Ich improvisierte also erfolgreich einen T-Schnitt, in den ich das edle Rosenauge einsetzen konnte, nach ein paar Fehlversuchen gelang es mir sogar den Okulationsschnellverschluss über mein Pflanzenpuzzle zu setzen.
Ich war komplett überrascht von diesem Erfolg – leider quälte mich von dem Moment an, als der sogenannte Schnellverschluss in Form eines Gummiläppchens sicher und fest über dem eingesetzten Auge saß die Frage, ob ich bei meinen ersten beiden Fehlversuchen bei denen es mir nicht gelungen war genug Spannung auf das Gummi zu bringen, um auf der Rückseite die Drahtstifte richtig zu fixieren, nicht womöglich aus Versehen das Auge verschoben haben könnte. Jeden Tag schlich ich um die Rose herum, beäugte mein Machwerk und wurde immer hibbeliger.

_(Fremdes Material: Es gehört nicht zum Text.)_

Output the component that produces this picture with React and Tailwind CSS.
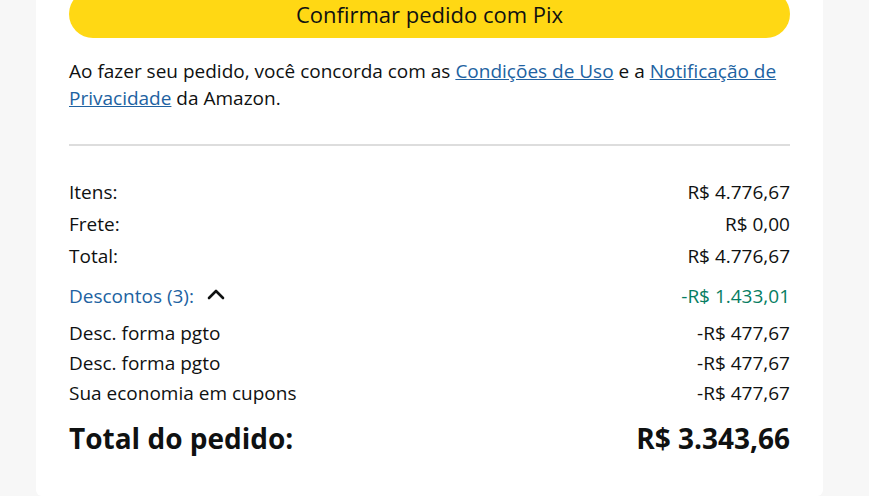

Ihr ahnt es schon: lange konnte ich meine Neugier nicht im Zaum halten und linste vorsichtig hinter das Gummi welches nicht nur das Auge unter leichtem Druck an der richtigen Stelle halten soll, sondern auch noch dafür sorgen, dass keine Erde in die frische Wunde dringen kann – uhhhh – was für ein Glück!
Das Auge saß noch richtig – schnell wieder zumachen – sitzt es immer noch richtig? Jaaaaaa! Was für ein Glück, schnell wieder zumachen – sitz………..

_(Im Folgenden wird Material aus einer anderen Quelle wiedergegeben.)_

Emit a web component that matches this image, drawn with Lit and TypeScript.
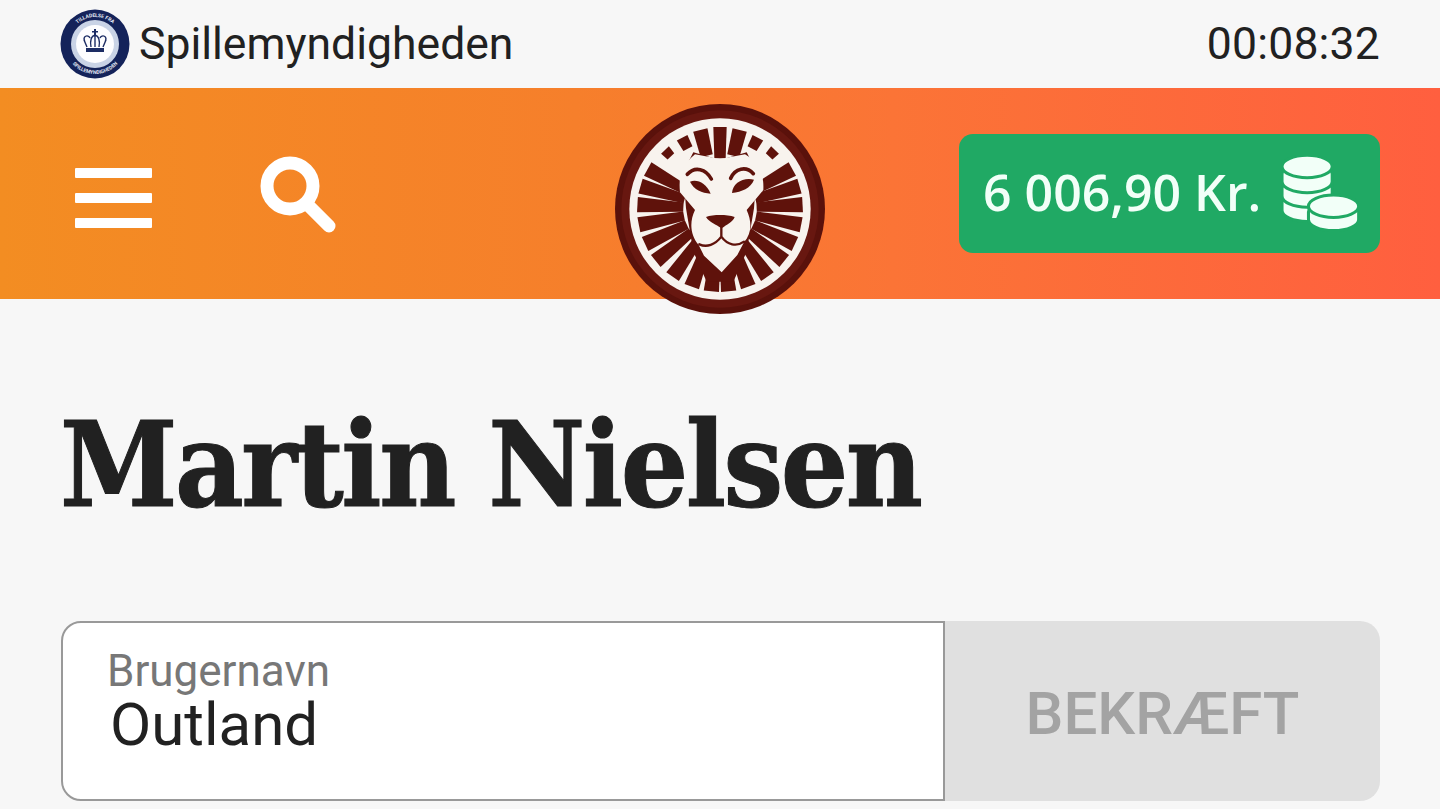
import { LitElement, html, css, svg } from "lit";
import { customElement } from "lit/decorators.js";

const RAYS: [number, number, number, number][] = [
  [0, 152, 246, 40],
  [14, 165, 244, 44], [-14, 165, 244, 44],
  [28, 205, 242, 36], [-28, 205, 242, 36],
  [43, 216, 242, 32], [-43, 216, 242, 32],
  ...[61, 74, 87, 101, 115, 129, 145, 160, 174].flatMap((a): [number, number, number, number][] => [
    [a, 110, 248, 46],
    [-a, 110, 248, 46],
  ]),
];

function ray([a, r0, r1, w]: [number, number, number, number]) {
  const inner = r0 < 130 ? w * 0.6 : w * 0.85;
  const top = 342 - r1;
  const bottom = 342 - r0;
  const points = `${360 - w / 2},${top} ${360 + w / 2},${top} ${360 + inner / 2},${bottom} ${360 - inner / 2},${bottom}`;
  return svg`<polygon class="dark" points=${points} transform="rotate(${a} 360 342)"></polygon>`;
}

function disc(cx: number, cy: number, h = 22) {
  const rx = 74, ry = 33;
  return svg`<path class="coin" d="M${cx - rx} ${cy} v${h} a${rx} ${ry} 0 0 0 ${2 * rx} 0 v${-h} a${rx} ${ry} 0 0 0 ${-2 * rx} 0 z"></path>`;
}

@customElement("app-root")
export class AppRoot extends LitElement {
  static styles = css`
    :host { display: block; width: 100%; height: 809px; overflow: hidden; background: #f7f7f7; font-family: Roboto, sans-serif; color: #212121; }
    .status { height: 88px; display: flex; align-items: center; justify-content: space-between; padding: 0 60px; box-sizing: border-box; font-size: 44.5px; }
    .status-left { display: flex; align-items: center; gap: 9px; }
    .crest { width: 70px; height: 70px; display: block; }
    .clock { letter-spacing: 0.2px; }
    .header { position: relative; height: 211px; display: flex; align-items: center; box-sizing: border-box; padding: 0 60px 0 75px; background: linear-gradient(90deg, #f38d22 0%, #f67f2b 40%, #fb7436 62%, #ff5f3f 100%); }
    .menu { width: 77px; display: flex; flex-direction: column; gap: 15px; margin-top: 9px; }
    .menu span { display: block; height: 10px; background: #fff; border-radius: 1px; }
    .search { width: 78px; height: 78px; margin-left: 107px; margin-top: 3px; display: block; }
    .logo { position: absolute; left: 600px; top: 7px; width: 240px; height: 225px; }
    .ring-out { fill: #5a110b; }
    .ring-in { fill: #681710; }
    .dark { fill: #5f120b; }
    .cream { fill: #f8f3ee; }
    .line { fill: none; stroke: #5f120b; stroke-width: 11; stroke-linecap: round; stroke-linejoin: round; }
    .thin { stroke-width: 7; }
    .balance { margin-left: auto; width: 421px; height: 119px; box-sizing: border-box; background: #20a964; border-radius: 14px; display: flex; align-items: center; padding: 0 21px 0 24px; color: #f2fff8; font-family: "Open Sans", sans-serif; font-weight: 600; font-size: 50px; justify-content: space-between; }
    .balance span { margin-top: -4px; }
    .coins { width: 78px; height: 77px; display: block; }
    .coin { fill: #f2fff8; stroke: #20a964; stroke-width: 9; }
    h1 { margin: 0; padding: 101px 0 0 60px; font-family: "DejaVu Serif", serif; font-stretch: condensed; font-weight: 700; font-size: 118px; line-height: 130px; color: #212121; letter-spacing: -2.5px; -webkit-text-stroke: 1px #212121; }
    .form { display: flex; margin: 91px 60px 0 61px; height: 180px; }
    .field { width: 884px; box-sizing: border-box; background: #fff; border: 2px solid #999; border-radius: 20px 0 0 20px; padding: 25px 0 0 44px; }
    .label { font-size: 44px; line-height: 47px; color: #777; }
    .value { font-size: 60px; line-height: 60px; margin-left: 3px; color: #212121; }
    .confirm { flex: 1; background: #e0e0e0; border-radius: 0 20px 20px 0; display: flex; align-items: center; justify-content: center; color: #a3a3a3; font-weight: 500; font-size: 60px; padding-top: 4px; box-sizing: border-box; }
  `;

  render() {
    return html`
      <div class="status">
        <div class="status-left">
          <svg class="crest" viewBox="0 0 70 70">
            <circle cx="35" cy="35" r="34.5" fill="#14235a"></circle>
            <circle cx="35" cy="35" r="24" fill="#c9d3e6"></circle>
            <circle cx="35" cy="35" r="19" fill="#fdfdff"></circle>
            <defs>
              <path id="arcTop" d="M8 35 A27 27 0 0 1 62 35"></path>
              <path id="arcBottom" d="M5 35 A30 30 0 0 0 65 35"></path>
            </defs>
            <text font-family="Roboto" font-size="5" font-weight="700" fill="#e6ebf5" text-anchor="middle"><textPath href="#arcTop" startOffset="50%">TILLADELSE FRA</textPath></text>
            <text font-family="Roboto" font-size="5" font-weight="700" fill="#e6ebf5" text-anchor="middle"><textPath href="#arcBottom" startOffset="50%">SPILLEMYNDIGHEDEN</textPath></text>
            <path d="M25 33 C22 27 28 25 30 29 M45 33 C48 27 42 25 40 29 M35 26 C31 27 30 32 31 38 M35 26 C39 27 40 32 39 38 M35 26 V38 M27 38 L24 31 M43 38 L46 31" fill="none" stroke="#1c2c64" stroke-width="1.4"></path>
            <path d="M26 39 H44 V43 H26 Z M34 20 h2 v2 h2 v1.5 h-2 v2.5 h-2 v-2.5 h-2 v-1.500 h2 z" fill="#1c2c64"></path>
          </svg>
          <span>Spillemyndigheden</span>
        </div>
        <span class="clock">00:08:32</span>
      </div>
      <div class="header">
        <div class="menu"><span></span><span></span><span></span></div>
        <svg class="search" viewBox="0 0 78 78">
          <circle cx="31" cy="30" r="23" fill="none" stroke="#fff" stroke-width="13"></circle>
          <path d="M48 48 L70 70" stroke="#fff" stroke-width="13" stroke-linecap="round"></path>
        </svg>
        <svg class="logo" viewBox="0 0 720 675">
          <circle cx="360" cy="342" r="315" class="ring-out"></circle>
          <circle cx="360" cy="342" r="296" class="ring-in"></circle>
          <circle cx="360" cy="342" r="272" class="cream"></circle>
          ${RAYS.map(ray)}
          <path class="dark" d="M280 172 L360 195 L440 172 L470 230 L462 340 L440 470 L400 560 L320 560 L280 470 L258 340 L250 230 Z"></path>
          <path class="cream" d="M285 178 L360 192 L435 178 L462 195 C480 215 492 240 490 285 L440 345 C456 380 456 415 432 442 L412 480 L365 532 L312 482 L296 450 C270 420 268 380 285 345 L240 292 C235 245 245 210 285 178 Z"></path>
          <path class="line" d="M262 238 C285 212 318 222 334 252"></path>
          <path class="line" d="M392 250 C405 220 438 212 460 236"></path>
          <path class="dark" d="M270 260 C292 252 318 264 332 296 C305 294 282 284 270 260 Z"></path>
          <path class="dark" d="M396 294 C398 264 430 246 462 254 C452 280 425 290 396 294 Z"></path>
          <path class="dark" d="M318 366 C340 358 380 358 404 366 C398 382 378 390 368 398 L362 398 C350 390 328 382 318 366 Z"></path>
          <path class="line thin" d="M364 396 V425 C345 450 320 458 298 448 M364 425 C382 450 410 456 432 440"></path>
        </svg>
        <div class="balance">
          <span>6 006,90 Kr.</span>
          <svg class="coins" viewBox="995 95 230 225">
            ${disc(1072, 235)}
            ${disc(1072, 193)}
            ${disc(1072, 150)}
            ${disc(1072, 128, 0)}
            ${disc(1150, 262)}
            ${disc(1150, 245, 0)}
          </svg>
        </div>
      </div>
      <h1>Martin Nielsen</h1>
      <div class="form">
        <div class="field">
          <div class="label">Brugernavn</div>
          <div class="value">Outland</div>
        </div>
        <div class="confirm">BEKRÆFT</div>
      </div>
    `;
  }
}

Glaubt es oder lasst es bleiben – krumm und schief, wulstig und ganz und gar verwachsen und trotzdem – die Schulbauernhofrose sie wollte leben! Jetzt wünsche ich mir nur noch, dass sie sich ganz genauso prachtvoll weiter entwickelt wie sie in ihr erste Jahr am „Vic- Tor“ in den „Pippi Langsturmpfgarten“ gestartet ist.